Remember that time I said I was going to blog at least two times a week? That was quite a lofty goal, wasn't it? I once again completely dropped the ball. I heard mixed feedback about my last post (side note: I fixed it so that you can comment; sorry to those who tried and couldn't). Some people said they liked when I write about personal things, others said, "I thought this blog was supposed to just be about general issues?" Well, if anyone is still checking this even though I haven't written for two months, rest assured--there will be something for both parties in this entry.

I know that almost all of my (very scarce) entries have related to community. But, really, that's the biggest (and perhaps most important) part of my life right now. I absolutely love what I've started with Circle of Hope, with my cell, with the Parsonage and I wouldn't trade it for anything. That being said, it has a lot of ups and downs. I love when we all sit around and watch The Colbert Report together. I do not love when I am literally in tears because of the number of dishes in the sink.
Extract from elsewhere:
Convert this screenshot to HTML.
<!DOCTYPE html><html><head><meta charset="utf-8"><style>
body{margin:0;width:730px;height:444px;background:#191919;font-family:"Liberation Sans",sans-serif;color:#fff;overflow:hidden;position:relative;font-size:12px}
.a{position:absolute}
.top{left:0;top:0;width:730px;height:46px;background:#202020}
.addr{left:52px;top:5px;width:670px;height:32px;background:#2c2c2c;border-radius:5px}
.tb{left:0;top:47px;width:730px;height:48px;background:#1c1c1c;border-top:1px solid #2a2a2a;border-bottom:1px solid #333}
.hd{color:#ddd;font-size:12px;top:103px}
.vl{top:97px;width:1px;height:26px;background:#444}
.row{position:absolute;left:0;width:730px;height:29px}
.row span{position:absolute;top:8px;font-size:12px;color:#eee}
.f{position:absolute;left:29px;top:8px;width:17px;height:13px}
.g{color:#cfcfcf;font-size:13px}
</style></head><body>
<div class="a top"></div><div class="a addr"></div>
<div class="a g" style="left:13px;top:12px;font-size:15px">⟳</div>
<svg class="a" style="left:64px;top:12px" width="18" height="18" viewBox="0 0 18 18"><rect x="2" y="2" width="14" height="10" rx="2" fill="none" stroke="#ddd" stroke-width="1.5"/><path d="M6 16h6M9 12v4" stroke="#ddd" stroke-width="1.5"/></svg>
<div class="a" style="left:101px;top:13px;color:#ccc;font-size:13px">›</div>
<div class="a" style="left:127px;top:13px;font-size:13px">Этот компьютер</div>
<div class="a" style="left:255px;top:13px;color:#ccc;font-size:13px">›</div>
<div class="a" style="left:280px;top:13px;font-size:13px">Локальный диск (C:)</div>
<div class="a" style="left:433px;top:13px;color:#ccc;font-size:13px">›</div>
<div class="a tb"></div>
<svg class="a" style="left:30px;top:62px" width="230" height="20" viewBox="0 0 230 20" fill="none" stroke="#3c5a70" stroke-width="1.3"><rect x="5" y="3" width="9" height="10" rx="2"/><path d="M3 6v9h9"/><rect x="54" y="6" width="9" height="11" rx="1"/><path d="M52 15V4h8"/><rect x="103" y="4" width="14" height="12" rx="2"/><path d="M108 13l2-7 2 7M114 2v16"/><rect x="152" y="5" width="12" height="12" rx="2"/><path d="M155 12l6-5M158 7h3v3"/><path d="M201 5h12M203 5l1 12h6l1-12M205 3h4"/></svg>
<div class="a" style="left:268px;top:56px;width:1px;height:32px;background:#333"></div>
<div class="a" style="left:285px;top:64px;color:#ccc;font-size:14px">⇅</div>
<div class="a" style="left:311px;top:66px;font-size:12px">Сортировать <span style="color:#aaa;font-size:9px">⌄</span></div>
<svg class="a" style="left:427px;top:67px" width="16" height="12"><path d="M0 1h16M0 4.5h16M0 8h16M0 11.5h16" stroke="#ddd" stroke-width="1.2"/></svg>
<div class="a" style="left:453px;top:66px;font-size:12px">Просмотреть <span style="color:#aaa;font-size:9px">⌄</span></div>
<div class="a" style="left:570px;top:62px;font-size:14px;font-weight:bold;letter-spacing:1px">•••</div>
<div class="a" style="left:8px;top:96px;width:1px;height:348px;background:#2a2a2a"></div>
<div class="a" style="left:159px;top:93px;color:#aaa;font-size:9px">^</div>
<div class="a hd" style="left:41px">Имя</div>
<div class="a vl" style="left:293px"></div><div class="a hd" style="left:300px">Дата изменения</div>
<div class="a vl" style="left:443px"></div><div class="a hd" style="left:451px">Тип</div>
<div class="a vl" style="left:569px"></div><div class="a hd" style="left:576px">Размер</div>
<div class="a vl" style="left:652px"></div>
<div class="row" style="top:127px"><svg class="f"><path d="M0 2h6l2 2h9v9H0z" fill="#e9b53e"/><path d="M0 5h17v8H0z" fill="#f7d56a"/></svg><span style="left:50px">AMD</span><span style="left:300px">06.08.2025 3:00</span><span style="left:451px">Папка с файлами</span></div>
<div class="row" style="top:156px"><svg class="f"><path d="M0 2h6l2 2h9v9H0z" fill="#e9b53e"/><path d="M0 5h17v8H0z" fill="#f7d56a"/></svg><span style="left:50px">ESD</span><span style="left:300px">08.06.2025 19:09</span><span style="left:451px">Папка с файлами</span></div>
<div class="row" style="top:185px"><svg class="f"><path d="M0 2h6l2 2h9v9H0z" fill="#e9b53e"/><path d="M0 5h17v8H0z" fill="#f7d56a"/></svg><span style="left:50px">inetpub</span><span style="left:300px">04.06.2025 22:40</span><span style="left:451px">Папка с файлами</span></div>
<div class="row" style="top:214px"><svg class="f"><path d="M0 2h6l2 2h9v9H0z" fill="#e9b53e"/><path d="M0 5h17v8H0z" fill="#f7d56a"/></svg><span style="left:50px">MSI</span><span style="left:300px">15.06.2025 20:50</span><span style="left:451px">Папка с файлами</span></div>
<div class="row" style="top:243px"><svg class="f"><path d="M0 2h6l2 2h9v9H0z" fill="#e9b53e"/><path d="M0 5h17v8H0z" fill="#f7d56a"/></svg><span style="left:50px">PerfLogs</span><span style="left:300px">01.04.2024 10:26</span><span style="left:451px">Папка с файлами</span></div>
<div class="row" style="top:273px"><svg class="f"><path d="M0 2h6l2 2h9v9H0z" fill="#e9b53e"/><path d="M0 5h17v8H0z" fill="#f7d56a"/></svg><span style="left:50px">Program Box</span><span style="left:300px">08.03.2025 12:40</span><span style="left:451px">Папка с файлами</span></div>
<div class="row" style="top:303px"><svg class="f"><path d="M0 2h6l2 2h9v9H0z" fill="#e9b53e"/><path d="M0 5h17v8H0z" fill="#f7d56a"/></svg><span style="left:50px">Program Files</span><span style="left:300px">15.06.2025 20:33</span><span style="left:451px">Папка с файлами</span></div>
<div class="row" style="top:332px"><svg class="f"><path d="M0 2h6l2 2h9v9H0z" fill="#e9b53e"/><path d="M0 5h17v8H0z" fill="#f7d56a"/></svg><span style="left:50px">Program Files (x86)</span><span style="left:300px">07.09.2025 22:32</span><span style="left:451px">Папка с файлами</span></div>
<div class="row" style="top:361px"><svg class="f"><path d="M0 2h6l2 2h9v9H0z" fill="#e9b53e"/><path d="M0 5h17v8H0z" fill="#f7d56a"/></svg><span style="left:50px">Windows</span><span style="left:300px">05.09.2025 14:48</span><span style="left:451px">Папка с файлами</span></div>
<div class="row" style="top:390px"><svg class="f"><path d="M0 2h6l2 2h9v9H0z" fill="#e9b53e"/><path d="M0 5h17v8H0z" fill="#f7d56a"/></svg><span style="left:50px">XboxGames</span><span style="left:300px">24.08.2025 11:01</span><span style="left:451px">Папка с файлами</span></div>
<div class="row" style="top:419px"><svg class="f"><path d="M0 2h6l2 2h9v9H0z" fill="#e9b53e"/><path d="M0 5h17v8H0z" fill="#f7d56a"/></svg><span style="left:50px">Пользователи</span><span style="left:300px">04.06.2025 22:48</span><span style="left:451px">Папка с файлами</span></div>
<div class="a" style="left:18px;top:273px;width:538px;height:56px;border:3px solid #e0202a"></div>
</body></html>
I love sitting down with my cell and talking honestly about what works/what doesn't work and how we can love each other better. I don't love being wronged and having to have the confrontational discussion.

Do I believe we were made for community? Absolutely. That is clear all throughout the Bible. I believe community exists to be the physical presence of God on earth. I believe community exists so we can learn more about God, love, and others. I believe community exists so we can bear someone else's burden...and have our burdens borne.
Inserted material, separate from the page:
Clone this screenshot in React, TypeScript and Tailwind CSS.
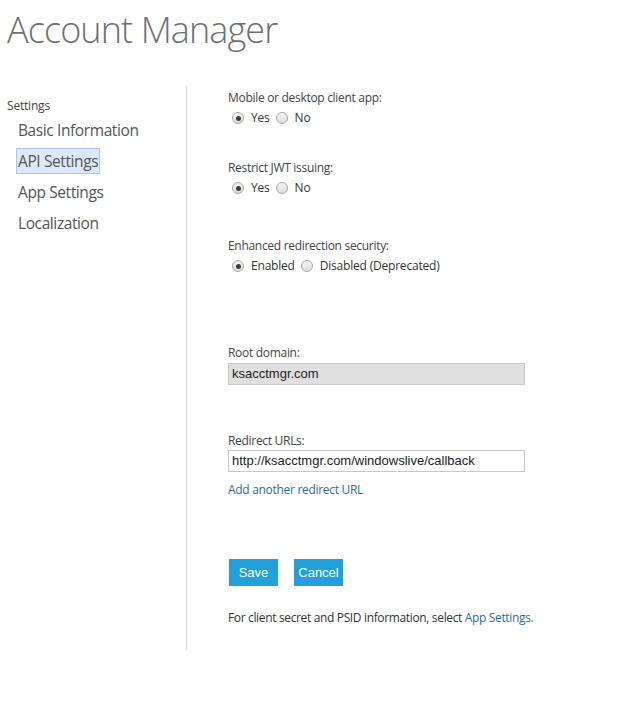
import React from 'react';

const Radio = ({ checked }: { checked?: boolean }) => (
  <span className="inline-flex h-[12px] w-[12px] items-center justify-center rounded-full border border-[#a9a9a9] bg-gradient-to-b from-[#f4f4f4] to-[#dedede]">
    {checked && <span className="h-[5px] w-[5px] rounded-full bg-[#3c3c3c]" />}
  </span>
);

const RadioGroup = ({ options }: { options: string[] }) => (
  <div className="mt-[3px] flex h-[18px] items-center pl-[4px] text-[12px] tracking-[-0.2px] text-[#333]">
    {options.map((o, i) => (
      <label key={o} className="mr-[6px] flex items-center gap-[7px]">
        <Radio checked={i === 0} />
        <span>{o}</span>
      </label>
    ))}
  </div>
);

const Label = ({ children }: { children: React.ReactNode }) => (
  <div className="h-[16px] text-[12px] leading-[16px] tracking-[-0.3px] text-[#444]">{children}</div>
);

export default function App() {
  const nav = ['Basic Information', 'API Settings', 'App Settings', 'Localization'];

  return (
    <div className="h-[704px] w-[642px] bg-white font-['Open_Sans',sans-serif]">
      <h1 className="pl-[7px] pt-[8px] text-[36px] font-light leading-[44px] tracking-[-0.9px] text-[#6f6f6f]">
        Account Manager
      </h1>

      <div className="mt-[34px] flex">
        <aside className="h-[564px] w-[187px] border-r border-[#d4d4d4] pt-[12px]">
          <div className="pl-[7px] text-[12px] leading-[16px] tracking-[-0.2px] text-[#444]">Settings</div>
          <ul className="mt-[1px]">
            {nav.map((n) => (
              <li key={n} className="h-[31px] pl-[16px] text-[15.5px] leading-[31px] tracking-[-0.4px] text-[#555]">
                <span
                  className={
                    n === 'API Settings'
                      ? 'border border-[#a8c8ee] bg-[#dde9f8] px-[1px] py-[1px]'
                      : 'px-[2px]'
                  }
                >
                  {n}
                </span>
              </li>
            ))}
          </ul>
        </aside>

        <main className="pl-[41px] pt-[4px]">
          <Label>Mobile or desktop client app:</Label>
          <RadioGroup options={['Yes', 'No']} />

          <div className="mt-[33px]">
            <Label>Restrict JWT issuing:</Label>
            <RadioGroup options={['Yes', 'No']} />
          </div>

          <div className="mt-[41px]">
            <Label>Enhanced redirection security:</Label>
            <RadioGroup options={['Enabled', 'Disabled (Deprecated)']} />
          </div>

          <div className="mt-[70px]">
            <Label>Root domain:</Label>
            <div className="mt-[2px] flex h-[22px] w-[297px] items-center border border-[#c8c8c8] bg-[#e0e0e0] pl-[3px] font-['Liberation_Sans',sans-serif] text-[13px] text-[#222]">
              ksacctmgr.com
            </div>
          </div>

          <div className="mt-[48px]">
            <Label>Redirect URLs:</Label>
            <div className="mt-[1px] flex h-[22px] w-[297px] items-center border border-[#c8c8c8] bg-white pl-[3px] font-['Liberation_Sans',sans-serif] text-[13px] text-[#222]">
              http://ksacctmgr.com/windowslive/callback
            </div>
            <a className="mt-[10px] block text-[12px] leading-[16px] tracking-[-0.3px] text-[#2b6e9c]">
              Add another redirect URL
            </a>
          </div>

          <div className="ml-[1px] mt-[61px] flex gap-[16px]">
            <button className="h-[27px] w-[49px] bg-[#22a0da] font-['Liberation_Sans',sans-serif] text-[13px] text-white">
              Save
            </button>
            <button className="h-[27px] w-[49px] bg-[#22a0da] font-['Liberation_Sans',sans-serif] text-[13px] text-white">
              Cancel
            </button>
          </div>

          <p className="mt-[24px] text-[12px] leading-[16px] tracking-[-0.35px] text-[#333]">
            For client secret and PSID information, select{' '}
            <a className="text-[#2b6e9c]">App Settings.</a>
          </p>
        </main>
      </div>
    </div>
  );
}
If I'm being completely honest, in regards to my last entry--things haven't really gotten better. I realize, though, that it's a process. I had this idea in my head that I could just take a week out of life to focus on getting myself together, and everything would magically be okay. It's not okay. I'm still pretty much a mess. But in terms of my goal to humble myself enough to be taken care of by the community, I'm making insane progress. Because of this, have all my problems resolved themselves? Of course not. Am I learning everyday what it means to be in a give and take relationship with members of the kingdom of God? Hell yeah! It's messy but I love it.

There is nothing profound in this entry and for that I am sorry. I just wanted to write this to motivate myself to get going again.